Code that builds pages
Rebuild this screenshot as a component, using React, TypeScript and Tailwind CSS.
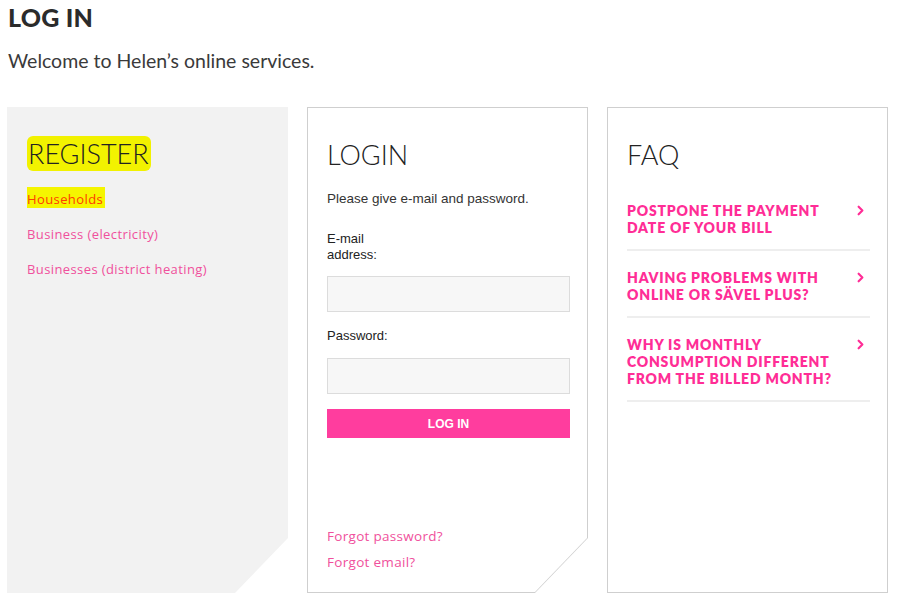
import { ChevronRight } from "lucide-react"

const faqs = [
  ["POSTPONE THE PAYMENT", "DATE OF YOUR BILL"],
  ["HAVING PROBLEMS WITH", "ONLINE OR SÄVEL PLUS?"],
  ["WHY IS MONTHLY", "CONSUMPTION DIFFERENT", "FROM THE BILLED MONTH?"],
]

export default function App() {
  return (
    <div className="w-[900px] h-[605px] bg-white overflow-hidden font-['Lato',sans-serif] text-[#333]">
      <div className="pl-[8px] pt-[2px]">
        <h1 className="text-[25px] leading-[30px] font-black text-[#2b2b2b] tracking-[0.2px]">LOG IN</h1>
        <p className="mt-[17px] text-[19.5px] leading-[24px] text-[#3a3a3a]">Welcome to Helen’s online services.</p>
      </div>

      <div className="flex gap-[19px] pl-[7px] mt-[34px]">
        {/* register */}
        <div className="w-[281px] h-[486px] bg-[#f2f2f2] pl-[20px] pt-[30px] [clip-path:polygon(0_0,100%_0,100%_calc(100%-55px),calc(100%-53px)_100%,0_100%)]">
          <h2 className="text-[27px] leading-[34px] font-light text-[#222]">
            <span className="bg-[#f2f200] rounded-[6px] pl-[1px] pr-[2px] py-[1px]">REGISTER</span>
          </h2>
          <div className="mt-[16px] flex flex-col gap-[17px] font-['Open_Sans',sans-serif] text-[13px] leading-[18px] tracking-[0.4px]">
            <span className="self-start bg-[#f5f500] text-[#ff3c00] pr-[2px] pt-[3px]">Households</span>
            <a className="text-[#f0509c]">Business (electricity)</a>
            <a className="text-[#f0509c]">Businesses (district heating)</a>
          </div>
        </div>

        {/* login */}
        <div className="w-[281px] h-[486px] bg-[#cfcfcf] p-px [clip-path:polygon(0_0,100%_0,100%_calc(100%-55px),calc(100%-53px)_100%,0_100%)]">
          <div className="h-full bg-white pl-[19px] pr-[17px] pt-[30px] flex flex-col [clip-path:polygon(0_0,100%_0,100%_calc(100%-54px),calc(100%-52px)_100%,0_100%)]">
            <h2 className="text-[27px] leading-[34px] font-light text-[#222]">LOGIN</h2>
            <p className="mt-[19px] font-['Liberation_Sans',Arial,sans-serif] text-[13.5px] leading-[16px] text-[#333]">Please give e-mail and password.</p>
            <label className="mt-[24px] w-[60px] font-['Liberation_Sans',Arial,sans-serif] text-[13px] leading-[16px] text-[#222]">E-mail address:</label>
            <input className="mt-[13px] h-[36px] bg-[#f7f7f7] border border-[#dcdcdc] outline-none" />
            <label className="mt-[16px] font-['Liberation_Sans',Arial,sans-serif] text-[13px] leading-[16px] text-[#222]">Password:</label>
            <input type="password" className="mt-[14px] h-[36px] bg-[#f7f7f7] border border-[#dcdcdc] outline-none" />
            <button className="mt-[15px] h-[29px] bg-[#ff3d9e] text-white font-['Liberation_Sans',Arial,sans-serif] font-bold text-[12px]">LOG IN</button>
            <div className="mt-auto mb-[21px] flex flex-col gap-[8px] font-['Open_Sans',sans-serif] text-[13.5px] leading-[18px] tracking-[0.3px] text-[#f0509c]">
              <a>Forgot password?</a>
              <a>Forgot email?</a>
            </div>
          </div>
        </div>

        {/* faq */}
        <div className="w-[281px] h-[486px] border border-[#cfcfcf] pl-[19px] pr-[17px] pt-[30px]">
          <h2 className="text-[27px] leading-[34px] font-light text-[#222]">FAQ</h2>
          <div className="mt-[30px] flex flex-col">
            {faqs.map((lines, i) => (
              <div key={i} className="flex justify-between border-b-2 border-[#eeeeee] pb-[13px] mb-[18px]">
                <div className="text-[14px] leading-[17px] font-extrabold text-[#ff2d96] tracking-[0.8px]">
                  {lines.map((l) => (
                    <div key={l}>{l}</div>
                  ))}
                </div>
                <ChevronRight className="w-[15px] h-[15px] text-[#ff2d96] mt-px mr-[2px]" strokeWidth={3.5} />
              </div>
            ))}
          </div>
        </div>
      </div>
    </div>
  )
}
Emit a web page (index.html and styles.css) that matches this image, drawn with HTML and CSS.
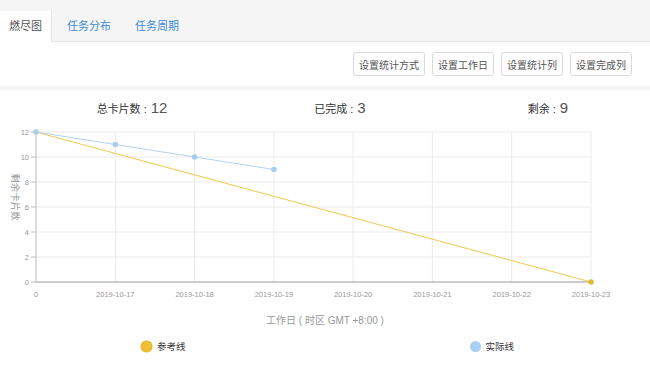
FILE: index.html
```html
<!DOCTYPE html>
<html lang="zh-CN">
<head>
    <meta charset="UTF-8">
    <title>燃尽图</title>
    <link rel="stylesheet" href="styles.css">
</head>
<body>

    <div class="tabs">
        <div class="tab active">燃尽图</div>
        <div class="tab">任务分布</div>
        <div class="tab">任务周期</div>
    </div>

    <div class="toolbar">
        <button>设置统计方式</button>
        <button>设置工作日</button>
        <button>设置统计列</button>
        <button>设置完成列</button>
    </div>

    <div class="panel">
        <div class="stats">
            <div class="stat">总卡片数<span class="colon">:</span><span class="num">12</span></div>
            <div class="stat">已完成<span class="colon">:</span><span class="num">3</span></div>
            <div class="stat">剩余<span class="colon">:</span><span class="num">9</span></div>
        </div>

        <svg class="chart" width="650" height="185" viewBox="0 0 650 185">
            <!-- 网格 -->
            <g class="grid">
                <line x1="36" y1="12" x2="591" y2="12"/>
                <line x1="36" y1="37" x2="591" y2="37"/>
                <line x1="36" y1="62" x2="591" y2="62"/>
                <line x1="36" y1="87" x2="591" y2="87"/>
                <line x1="36" y1="112" x2="591" y2="112"/>
                <line x1="36" y1="137" x2="591" y2="137"/>
                <line x1="115.3" y1="12" x2="115.3" y2="162"/>
                <line x1="194.6" y1="12" x2="194.6" y2="162"/>
                <line x1="273.9" y1="12" x2="273.9" y2="162"/>
                <line x1="353.1" y1="12" x2="353.1" y2="162"/>
                <line x1="432.4" y1="12" x2="432.4" y2="162"/>
                <line x1="511.7" y1="12" x2="511.7" y2="162"/>
                <line x1="591" y1="12" x2="591" y2="162"/>
            </g>
            <g class="axis">
                <line x1="36" y1="12" x2="36" y2="162"/>
                <line x1="36" y1="162" x2="591" y2="162" class="base"/>
                <line x1="31" y1="12" x2="36" y2="12"/>
                <line x1="31" y1="37" x2="36" y2="37"/>
                <line x1="31" y1="62" x2="36" y2="62"/>
                <line x1="31" y1="87" x2="36" y2="87"/>
                <line x1="31" y1="112" x2="36" y2="112"/>
                <line x1="31" y1="137" x2="36" y2="137"/>
                <line x1="31" y1="162" x2="36" y2="162"/>
            </g>
            <g class="ylabels">
                <text x="29" y="15">12</text>
                <text x="29" y="40">10</text>
                <text x="29" y="65">8</text>
                <text x="29" y="90">6</text>
                <text x="29" y="115">4</text>
                <text x="29" y="140">2</text>
                <text x="29" y="165">0</text>
            </g>
            <g class="xlabels">
                <text x="36" y="177">0</text>
                <text x="115.3" y="177">2019-10-17</text>
                <text x="194.6" y="177">2019-10-18</text>
                <text x="273.9" y="177">2019-10-19</text>
                <text x="353.1" y="177">2019-10-20</text>
                <text x="432.4" y="177">2019-10-21</text>
                <text x="511.7" y="177">2019-10-22</text>
                <text x="591" y="177">2019-10-23</text>
            </g>
            <text class="ytitle" x="12" y="77" transform="rotate(90 12 77)">剩余卡片数</text>

            <!-- 参考线 -->
            <polyline class="ideal" points="36,12 591,162"/>
            <circle class="ideal-dot" cx="591" cy="162" r="2.8"/>

            <!-- 实际线 -->
            <polyline class="actual" points="36,12 115.3,24.5 194.6,37 273.9,49.5"/>
            <circle class="actual-dot" cx="36" cy="12" r="2.8"/>
            <circle class="actual-dot" cx="115.3" cy="24.5" r="2.8"/>
            <circle class="actual-dot" cx="194.6" cy="37" r="2.8"/>
            <circle class="actual-dot" cx="273.9" cy="49.5" r="2.8"/>
        </svg>

        <div class="xtitle">工作日 ( 时区 GMT +8:00 )</div>

        <div class="legend">
            <div class="legend-item"><span class="dot yellow"></span>参考线</div>
            <div class="legend-item"><span class="dot blue"></span>实际线</div>
        </div>
    </div>

</body>
</html>
```

FILE: styles.css
```css
body {
    margin: 0;
    font-family: "Liberation Sans", Arial, "Noto Sans CJK SC", sans-serif;
    color: #333;
    background-color: #f5f5f5;
    width: 650px;
}
.tabs {
    height: 42px;
    display: flex;
    align-items: flex-end;
    background-color: #f5f5f5;
    border-bottom: 1px solid #e6e6e6;
    box-sizing: border-box;
}
.tab {
    height: 30px;
    line-height: 30px;
    padding: 0 9px;
    margin-right: 6px;
    font-size: 11px;
    color: #3d8bd4;
    box-sizing: border-box;
}
.tab.active {
    background-color: #fff;
    color: #555;
    border-right: 1px solid #e6e6e6;
    height: 31px;
    margin-bottom: -1px;
}
.toolbar {
    height: 44px;
    background-color: #fff;
    display: flex;
    justify-content: flex-end;
    align-items: center;
    gap: 7px;
    padding-right: 18px;
}
button {
    height: 24px;
    padding: 0 5px;
    font-family: inherit;
    font-size: 10px;
    color: #555;
    background-color: #fff;
    border: 1px solid #d9d9d9;
    border-radius: 3px;
}
.panel {
    margin-top: 4px;
    background-color: #fff;
    height: 275px;
}
.stats {
    height: 26px;
    padding-left: 28px;
    display: grid;
    grid-template-columns: 208px 208px 208px;
    align-items: end;
    text-align: center;
    font-size: 11px;
    color: #333;
}
.colon {
    margin: 0 4px 0 3px;
}
.num {
    font-size: 15px;
    color: #555;
}
.chart {
    display: block;
    margin-top: 4px;
}
.grid line {
    stroke: #ebebeb;
    stroke-width: 1;
}
.axis line {
    stroke: #bbb;
    stroke-width: 1;
}
.axis line.base {
    stroke: #ccc;
    stroke-width: 2;
}
.ylabels text {
    font-size: 7.5px;
    fill: #999;
    text-anchor: end;
}
.xlabels text {
    font-size: 7.5px;
    fill: #999;
    text-anchor: middle;
}
.ytitle {
    font-size: 9.5px;
    fill: #999;
    text-anchor: middle;
}
.ideal {
    fill: none;
    stroke: #f0c850;
    stroke-width: 1;
}
.ideal-dot {
    fill: #e8b92e;
}
.actual {
    fill: none;
    stroke: #b3d4f0;
    stroke-width: 1;
}
.actual-dot {
    fill: #a9cdee;
}
.xtitle {
    margin-top: 7px;
    text-align: center;
    font-size: 10px;
    color: #999;
}
.legend {
    margin-top: 12px;
    display: flex;
    font-size: 9.5px;
    color: #333;
}
.legend-item {
    display: flex;
    align-items: center;
    gap: 5px;
}
.legend-item:first-child {
    margin-left: 141px;
}
.legend-item:last-child {
    margin-left: 284px;
}
.dot {
    width: 11px;
    height: 11px;
    border-radius: 50%;
    display: inline-block;
}
.dot.yellow {
    background-color: #f0be32;
    box-shadow: 0 0 0 0.5px #d9a820;
}
.dot.blue {
    background-color: #a9cff2;
}
```
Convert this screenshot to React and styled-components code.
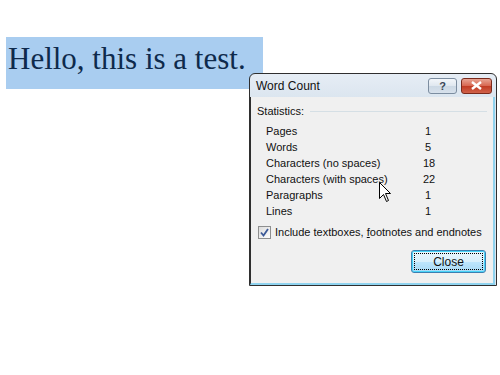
import React from "react";
import styled, { createGlobalStyle } from "styled-components";

const Global = createGlobalStyle`
  html, body { margin: 0; padding: 0; background: #fff; }
  body { width: 500px; height: 375px; overflow: hidden; position: relative; }
`;

const Page = styled.div`
  position: relative;
  width: 500px;
  height: 375px;
  padding: 37px 0 0 6px;
  box-sizing: border-box;
`;

const Selection = styled.div`
  display: inline-flex;
  align-items: center;
  height: 52px;
  width: 257px;
  box-sizing: border-box;
  padding: 0 0 9px 2px;
  background: #a9cdf0;
  color: #0e2a4c;
  font-family: "Liberation Serif", "DejaVu Serif", serif;
  font-size: 31px;
  white-space: nowrap;
`;

const Dialog = styled.div`
  position: absolute;
  left: 249px;
  top: 73px;
  width: 248px;
  height: 213px;
  box-sizing: border-box;
  border: 1px solid #2f2f2f;
  border-radius: 6px 6px 0 0;
  background: linear-gradient(#e6edf5, #dbe5ef 24px);
  display: flex;
  flex-direction: column;
  font-family: "Liberation Sans", Arial, sans-serif;
  font-size: 11px;
  color: #111;
`;

const TitleBar = styled.div`
  height: 23px;
  display: flex;
  align-items: center;
  padding: 0 4px 0 6px;
  gap: 4px;
`;

const Title = styled.div`
  flex: 1;
  font-size: 12px;
  padding-top: 1px;
`;

const CapButton = styled.div`
  width: ${p => p.$w}px;
  height: 16px;
  box-sizing: border-box;
  border: 1px solid ${p => (p.$red ? "#7a2a1c" : "#7c8da0")};
  border-radius: 3px;
  background: ${p =>
    p.$red
      ? "linear-gradient(#e8a493, #d7654f 50%, #c13a22 51%, #d0624a)"
      : "linear-gradient(#f3f6fa, #dfe7ef 50%, #ccd8e4 51%, #d7e1ec)"};
  display: flex;
  align-items: center;
  justify-content: center;
  color: ${p => (p.$red ? "#fff" : "#3a4656")};
  font-weight: bold;
  font-size: 11px;
`;

const Client = styled.div`
  flex: 1;
  margin: 0 1px 0 0;
  background: #f0f0f0;
  border-left: 1px solid #2f2f2f;
  border-bottom: 2px solid #8fd3ef;
  border-right: 2px solid #8fd3ef;
  padding: 6px 6px 0 6px;
  display: flex;
  flex-direction: column;
  white-space: nowrap;
`;

const GroupHead = styled.div`
  display: flex;
  align-items: center;
  gap: 6px;
  height: 16px;
  &::after {
    content: "";
    flex: 1;
    height: 1px;
    background: #d5dfe5;
  }
`;

const Stats = styled.div`
  display: grid;
  grid-template-columns: 157px 8px;
  padding: 4px 0 0 9px;
`;

const Row = styled.div`
  display: contents;
  span {
    height: 16px;
    line-height: 16px;
  }
  span:last-child {
    text-align: right;
  }
`;

const CheckRow = styled.div`
  display: flex;
  align-items: center;
  gap: 4px;
  margin-top: 5px;
  padding-left: 1px;
  height: 16px;
`;

const Box = styled.div`
  width: 13px;
  height: 13px;
  box-sizing: border-box;
  border: 1px solid #8e8f8f;
  background: linear-gradient(135deg, #dcdcdc, #fefefe);
  display: flex;
  align-items: center;
  justify-content: center;
`;

const Footer = styled.div`
  display: flex;
  justify-content: flex-end;
  margin-top: 10px;
  padding-right: 1px;
`;

const Button = styled.div`
  width: 75px;
  height: 23px;
  box-sizing: border-box;
  border: 1px solid #3c7fb1;
  border-radius: 3px;
  box-shadow: inset 0 0 0 1px #48d4f8;
  background: linear-gradient(#eaf6fd, #d9f0fc 50%, #bee6fd 51%, #a7d9f5);
  padding: 2px;
  display: flex;
`;

const Focus = styled.div`
  flex: 1;
  border: 1px dotted #000;
  display: flex;
  align-items: center;
  justify-content: center;
  font-size: 12px;
`;

const Cursor = styled.svg`
  position: absolute;
  left: 379px;
  top: 182px;
`;

const stats = [
  ["Pages", "1"],
  ["Words", "5"],
  ["Characters (no spaces)", "18"],
  ["Characters (with spaces)", "22"],
  ["Paragraphs", "1"],
  ["Lines", "1"],
];

export default function App() {
  return (
    <Page>
      <Global />
      <Selection>Hello, this is a test.</Selection>
      <Dialog>
        <TitleBar>
          <Title>Word Count</Title>
          <CapButton $w={29}>?</CapButton>
          <CapButton $w={31} $red>
            <svg width="11" height="9" viewBox="0 0 11 9">
              <path d="M1 1 L10 8 M10 1 L1 8" stroke="#fff" strokeWidth="2.4" />
            </svg>
          </CapButton>
        </TitleBar>
        <Client>
          <GroupHead>Statistics:</GroupHead>
          <Stats>
            {stats.map(([k, v]) => (
              <Row key={k}>
                <span>{k}</span>
                <span>{v}</span>
              </Row>
            ))}
          </Stats>
          <CheckRow>
            <Box>
              <svg width="9" height="9" viewBox="0 0 9 9">
                <path d="M1 4.5 L3.5 7.5 L8 1" fill="none" stroke="#3d5a98" strokeWidth="1.8" />
              </svg>
            </Box>
            <span>
              Include textboxes, <u>f</u>ootnotes and endnotes
            </span>
          </CheckRow>
          <Footer>
            <Button>
              <Focus>Close</Focus>
            </Button>
          </Footer>
        </Client>
      </Dialog>
      <Cursor width="13" height="21" viewBox="0 0 13 21">
        <path
          d="M0.5 0.5 L0.5 16.5 L4.5 12.5 L7.5 19.5 L9.5 18.5 L6.5 11.5 L11.5 11.5 Z"
          fill="#fff"
          stroke="#000"
          strokeWidth="1"
        />
      </Cursor>
    </Page>
  );
}
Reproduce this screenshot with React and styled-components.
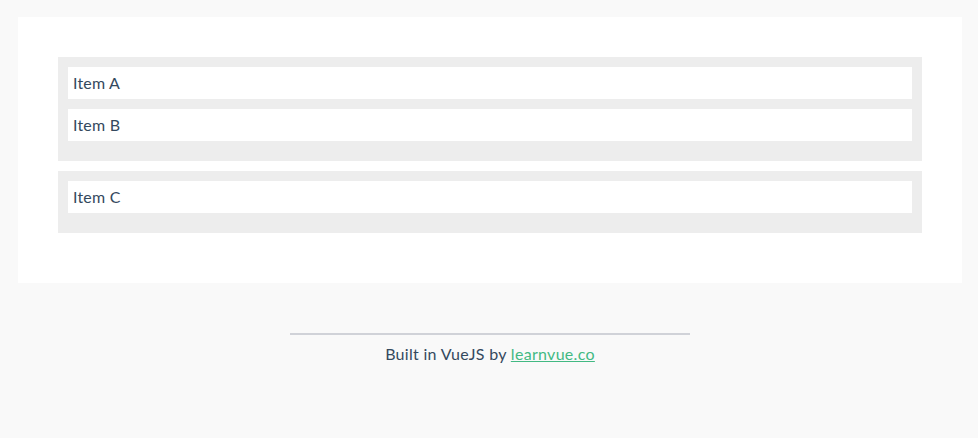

The problem: Check each line in the records for the word "components" and say how many have it, with nothing else.

Solution for this problem: 3